I get to do lots of stuff for them like sorting submissions, recommending which pieces deserve further consideration, discussing and voting on final acceptance, and then editing the work when it's been accepted and getting in touch with authors about making any necessary changes. I've really enjoyed the work, even on top of my regular job and school and choir, because it makes me think seriously about the kind of writing I like to think about, and it gets me in touch with some really fantastic people. Also, it turns out that two of the guys I knew in college, Chris Petter and David Harman, do work for them as well. As a result, I get to feel very smug about my alma mater; who doesn't love that?!
All the behind-the-scenes work for the magazine is done online, which is how it can be staffed with people from all over the place -- and I'm talking from different countries, not just Montana or Virginia. Another awesome thing about it is that it's a hardcore non-profit, meaning we all do the work because we love it and believe in it; no paychecks involved. Don't get me wrong. I would be ever so happy to get an extra paycheck every once in a while. But, it also makes me happy to do this work, paycheck or no.
Our founder, Bernardo Aparicio Garcia, recently sent out a short fundraising video and asked the staff if we could spread it around (printing and distribution costs add up, you know). He talks about the mission of the magazine, the role of beauty in our culture, and what we can do in the world of art to rededicate modernity to its proper end.
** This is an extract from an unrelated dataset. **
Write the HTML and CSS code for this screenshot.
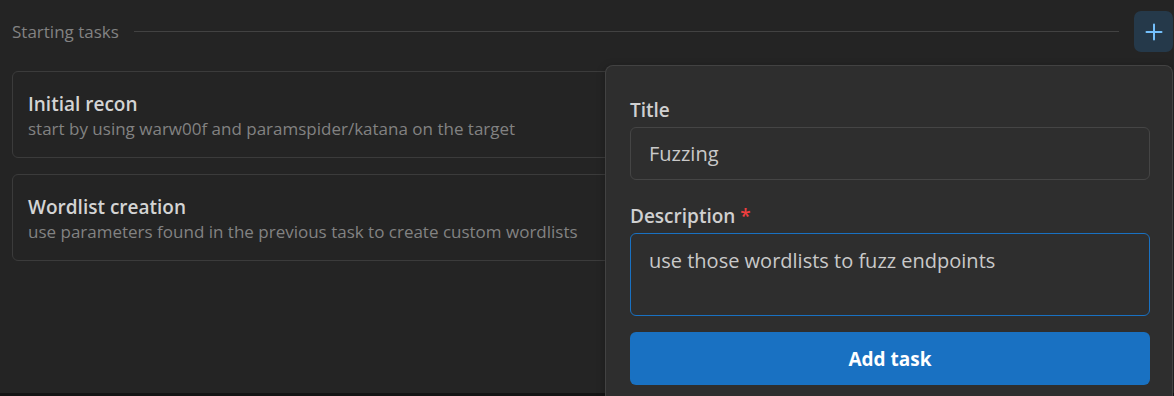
FILE: index.html
```html
<!DOCTYPE html>
<html lang="en">
<head>
  <meta charset="UTF-8" />
  <meta name="viewport" content="width=device-width, initial-scale=1.0"/>
  <title>Tasks</title>
  <link rel="stylesheet" href="styles.css">
</head>
<body>
  <div class="page">
    <div class="sectionHeader">
      <span class="sectionLabel">Starting tasks</span>
      <div class="sectionLine"></div>
      <button class="addBtn" aria-label="Add task">
        <svg width="18" height="18" viewBox="0 0 18 18" fill="none">
          <path d="M9 1.5v15M1.5 9h15" stroke="#74c0fc" stroke-width="2" stroke-linecap="round"/>
        </svg>
      </button>
    </div>

    <div class="taskList">
      <div class="taskCard">
        <div class="taskTitle">Initial recon</div>
        <div class="taskDesc">start by using warw00f and paramspider/katana on the target</div>
      </div>
      <div class="taskCard">
        <div class="taskTitle">Wordlist creation</div>
        <div class="taskDesc">use parameters found in the previous task to create custom wordlists</div>
      </div>
    </div>
  </div>

  <!-- 새 작업 팝오버 -->
  <div class="popover">
    <div class="field">
      <label class="fieldLabel" for="titleInput">Title</label>
      <input id="titleInput" class="textInput" type="text" value="Fuzzing">
    </div>
    <div class="field">
      <label class="fieldLabel" for="descInput">Description <span class="required">*</span></label>
      <textarea id="descInput" class="textArea">use those wordlists to fuzz endpoints</textarea>
    </div>
    <button class="submitBtn">Add task</button>
  </div>
</body>
</html>
```

FILE: styles.css
```css
* {
  box-sizing: border-box;
}
html {
  background: #141414;
}
body {
  margin: 0;
  height: 396px;
  overflow: hidden;
  position: relative;
  font-family: 'Open Sans', 'Noto Sans', sans-serif;
  color: #c9c9c9;
}
.page {
  height: 393px;
  background: #242424;
  padding: 11px 1px 0 12px;
}
.sectionHeader {
  display: flex;
  align-items: center;
  height: 41px;
}
.sectionLabel {
  font-size: 17px;
  color: #828282;
  line-height: 24px;
}
.sectionLine {
  flex: 1;
  height: 1px;
  background: #424242;
  margin: 0 15px;
}
.addBtn {
  width: 39px;
  height: 41px;
  padding: 0;
  border: none;
  border-radius: 7px;
  background: #25394a;
  display: flex;
  align-items: center;
  justify-content: center;
  cursor: pointer;
}
.taskList {
  margin-top: 19px;
  padding-right: 11px;
  display: flex;
  flex-direction: column;
  gap: 16px;
}
.taskCard {
  border: 1px solid #3b3b3b;
  border-radius: 6px;
  padding: 19px 15px 16px;
  background: #242424;
}
.taskTitle {
  font-size: 19px;
  line-height: 26px;
  font-weight: 600;
  color: #d4d4d4;
}
.taskDesc {
  font-size: 17px;
  line-height: 24px;
  color: #828282;
}
.popover {
  position: absolute;
  top: 65px;
  left: 605px;
  right: 1px;
  bottom: 0;
  background: #2e2e2e;
  border: 1px solid #424242;
  border-bottom: none;
  border-radius: 8px 8px 0 0;
  padding: 31px 22px 0 24px;
  box-shadow: 0 2px 8px rgba(0,0,0,0.3);
}
.field {
  display: flex;
  flex-direction: column;
  margin-bottom: 23px;
}
.field + .field {
  margin-bottom: 16px;
}
.fieldLabel {
  font-size: 19px;
  line-height: 26px;
  font-weight: 600;
  color: #d0d0d0;
  margin-bottom: 4px;
}
.required {
  color: #f03e3e;
}
.textInput,
.textArea {
  width: 100%;
  font-family: inherit;
  font-size: 20px;
  color: #c9c9c9;
  background: #2e2e2e;
  border: 1px solid #454545;
  border-radius: 6px;
  padding: 0 18px;
  outline: none;
}
.textInput {
  height: 53px;
}
.textArea {
  height: 83px;
  line-height: 30px;
  padding-top: 12px;
  resize: none;
  border-color: #1971c2;
}
.submitBtn {
  width: 100%;
  height: 53px;
  border: none;
  border-radius: 6px;
  background: #1971c2;
  color: white;
  font-family: inherit;
  font-size: 19px;
  font-weight: 700;
  cursor: pointer;
}
```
So give it a look-see, wander over to the fundraising page, and think about what you might do.
I'll leave you today with some words from Gerard Manley Hopkins, as it is his poem, Pied Beauty, that was the inspiration for the name of this magazine. I've been thinking a lot this last month about the relationship between joy and sorrow, and our attraction to sad things, and why we sometimes experience desolation when reason tells us we should be joyful. Hopefully, that will come out as a full-length blog post before too long. In the meantime:
What would the world be, once bereft
Of wet and wildness? Let them be left,
Oh let them be left, wildness and wet;
Long live the weeds and the wilderness yet.